The red at the center is said to be a drop of the young monarch’s blood, spilled after a pin prick as she sewed the lace. The maker’s mark. Queen Anne’s lace, also known as wild carrot, is a weed. My mother would stifle a laugh every time I carried a fresh handful into my grandmother’s kitchen. Children are good at learning, but even so, they must be told, again and again, that the beauty they find is worthless.


“In a field I am the absence of field,” Mark Strand writes in ‘Keeping Things Whole’—a poem that astonished me the first time I read it. The words felt like a spell of invisibility.

But is that what I am in a field?

In a room, am I the absence of room? No, one stands inside a room and inside a field.


The wind blows our hair wild. The wind flattens the grass and makes us visible above the nodding stalks. No one who comes here will know our names, or who we were when we stood under a sky half blue and half black, the wind like a hammer in our ears. It is not the ocean you hear in a shell but your own blood. The noise in our ears is the wind thrashing against the field like the blood against the inside of our chests. The wind is bringing the storm closer. The wind blows the grass flat in the vanished field where we were once alive. The wind is a message that the storm is almost here. It is almost here.


I am not a mystical person. I do not believe in heaven.


At the far end of the field, opposite my grandparents’ house, a tall chain-link fence marked the edge of the quarry. Trucks bearing stone would come rumbling out, and empty trucks would come rumbling in. Limestone.

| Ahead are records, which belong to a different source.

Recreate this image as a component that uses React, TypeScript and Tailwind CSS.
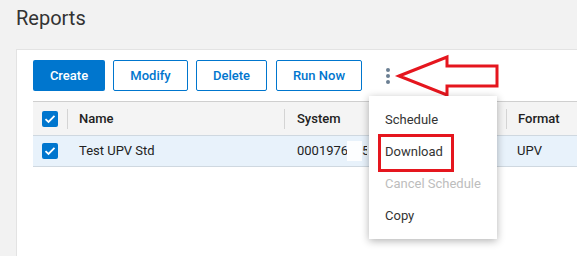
const font = { fontFamily: "Roboto, 'Liberation Sans', sans-serif" }

function Check() {
  return (
    <span className="flex h-4 w-4 items-center justify-center rounded-[2px] bg-[#0076ce]">
      <svg width="12" height="10" viewBox="0 0 12 10">
        <path d="M1.5 5.2 L4.5 8 L10.5 1.8" fill="none" stroke="#fff" strokeWidth="1.8" />
      </svg>
    </span>
  )
}

function OutlineButton({ label, w }: { label: string; w: string }) {
  return (
    <button
      className={`${w} h-[31px] rounded-[2px] border border-[#0076ce] bg-white text-[13px] font-medium text-[#0076ce]`}
    >
      {label}
    </button>
  )
}

export default function App() {
  return (
    <div className="relative flex h-[256px] w-[577px] flex-col overflow-hidden bg-[#f2f2f2]" style={font}>
      <h1 className="pl-[16px] pt-[5px] text-[20px] leading-[26px] text-[#333]">Reports</h1>

      <div className="ml-4 mt-[18px] flex-1 border-l border-t border-[#e3e3e3] bg-white">
        <div className="flex items-center gap-2 pl-[16px] pt-[10px]">
          <button className="h-[31px] w-[72px] rounded-[2px] bg-[#0076ce] text-[13px] font-medium text-white">
            Create
          </button>
          <OutlineButton label="Modify" w="w-[75px]" />
          <OutlineButton label="Delete" w="w-[71px]" />
          <span className="ml-[1px]">
            <OutlineButton label="Run Now" w="w-[86px]" />
          </span>
          <span className="ml-[16px] flex flex-col gap-[2px]">
            <span className="h-1 w-1 rounded-full bg-[#6b7f93]" />
            <span className="h-1 w-1 rounded-full bg-[#6b7f93]" />
            <span className="h-1 w-1 rounded-full bg-[#6b7f93]" />
          </span>
        </div>

        <div className="ml-[16px] mt-[10px] text-[13px] text-[#222]">
          <div className="flex h-[34px] items-center border-t border-[#cfcfcf] bg-[#f4f4f4]">
            <div className="flex w-[34px] justify-center">
              <Check />
            </div>
            <span className="h-5 w-px bg-[#d4d4d4]" />
            <div className="w-[216px] pl-[11px] font-medium">Name</div>
            <span className="h-5 w-px bg-[#d4d4d4]" />
            <div className="w-[221px] pl-[12px] font-medium">System</div>
            <span className="h-5 w-px bg-[#d4d4d4]" />
            <div className="pl-[11px] font-medium">Format</div>
          </div>
          <div className="flex h-[32px] items-center border-t border-b border-[#cfd8e0] bg-[#e8f2fb]">
            <div className="flex w-[34px] justify-center">
              <Check />
            </div>
            <div className="w-[217px] pl-[12px]">Test UPV Std</div>
            <div className="flex w-[222px] items-center pl-[13px]">
              <span className="w-[50px] overflow-hidden whitespace-nowrap">00019760</span>
              <span className="h-[20px] w-[15px] bg-white/90" />
              <span className="w-[5px] overflow-hidden">5</span>
            </div>
            <div className="pl-[11px]">UPV</div>
          </div>
        </div>
      </div>

      <svg className="absolute left-0 top-0" width="577" height="256">
        <polygon
          points="399,76 447,57 447,66 497,66 497,86 447,86 447,95"
          fill="none"
          stroke="#e5161e"
          strokeWidth="3"
          strokeLinejoin="miter"
        />
      </svg>

      <div className="absolute left-[369px] top-[96px] h-[143px] w-[128px] bg-white py-2 text-[13px] shadow-[0_2px_8px_rgba(0,0,0,0.3)]">
        <div className="flex h-8 items-center pl-4 text-[#333]">Schedule</div>
        <div className="flex h-8 items-center pl-4 text-[#333]">Download</div>
        <div className="flex h-8 items-center pl-4 text-[#bdbdbd]">Cancel Schedule</div>
        <div className="flex h-8 items-center pl-4 text-[#333]">Copy</div>
        <div className="absolute left-[9px] top-[38px] h-[38px] w-[76px] border-[3px] border-[#e5161e]" />
      </div>
    </div>
  )
}
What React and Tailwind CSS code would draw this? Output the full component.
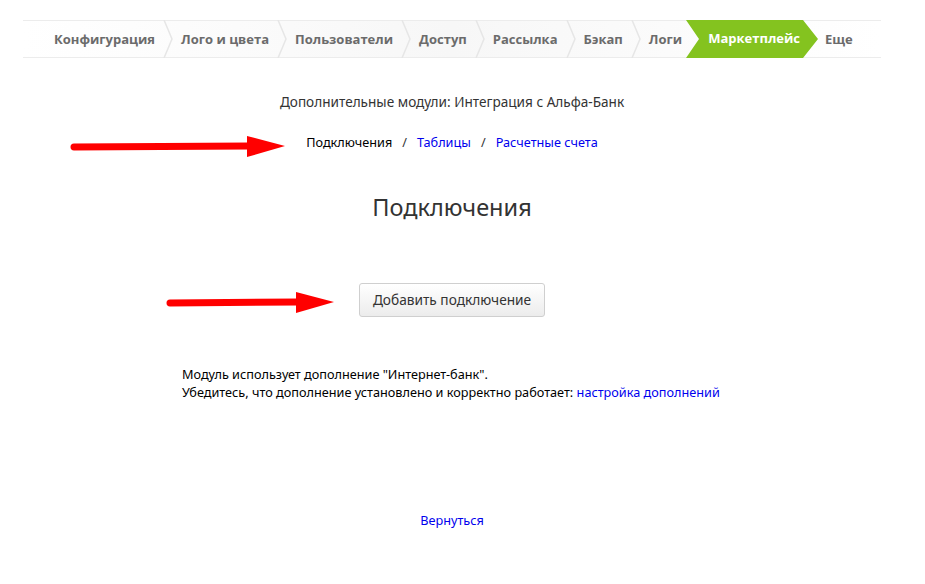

The first time I ever saw a Lamborghini it was being driven by the white man who owned the quarry, whose trucks hauled the ground away one load at a time. If this were a piece of fiction I’d never get away with calling him Lyman Martin, but that was the name painted on the side of the trucks. Stone after stone after stone cut from the earth until the emptiness was too much.

Now sometimes people will park a car at the old quarry, unload their garbage and push it over the edge.


The week after my grandmother died, I was sitting in my apartment, studying for my college courses.

The teaching assistant for my English class, a kind, soft-spoken Korean American woman named Lena Choe, would later say she was concerned that my grandmother’s death was affecting my studies. I would brush her off. That year two Korean graduate students would die by suicide, but the story stayed quiet.

I don’t remember much about my grandmother’s funeral except that the choir sang ‘Amazing Grace’—which was her favorite song—without her, and that my mother sat in the front row, her face silent, never shedding a tear. Years later we would talk about that day, that it frightened me how calm she was, and she would say that she had been in a kind of shock. After all the details, the explanations to her father who was spiraling into dementia, and the preparations for the funeral, the day went by in a blur.

It was late, and I was sitting in my living room at the back of the apartment, reading a book. Then the door flew open.

I looked through the threshold into the backyard, which was dark except for the yellow trapezoid of light cast from the living room where I sat. An overwhelming sense of peace came over me, so vast it almost felt like heat.

I couldn’t move. My mouth hung open, but I couldn’t speak. Who would I speak to? The sky was black, and the wind moved through the trees with a sound like water.

Then the feeling was gone, and it never returned.


People say ​flowers to mean praise and gratitude. ​Give them their flowers while they’re still here,​ people say.

The field is gone now.

Or rather, the block has been built over with townhouses, each with a matching concrete driveway. Memory is the absence of this field. That is different from a field never existing.

The spare bedroom in our grandparents’ house, where we slept when our parents traveled, was prairie once. The windows in that room looked out across the field. At the far end of the field the stone-laden trucks rumbled past, dust blooming from their giant tires.

The house is gone now.

Grandmother I brought you flowers they’re worth nothing I love you.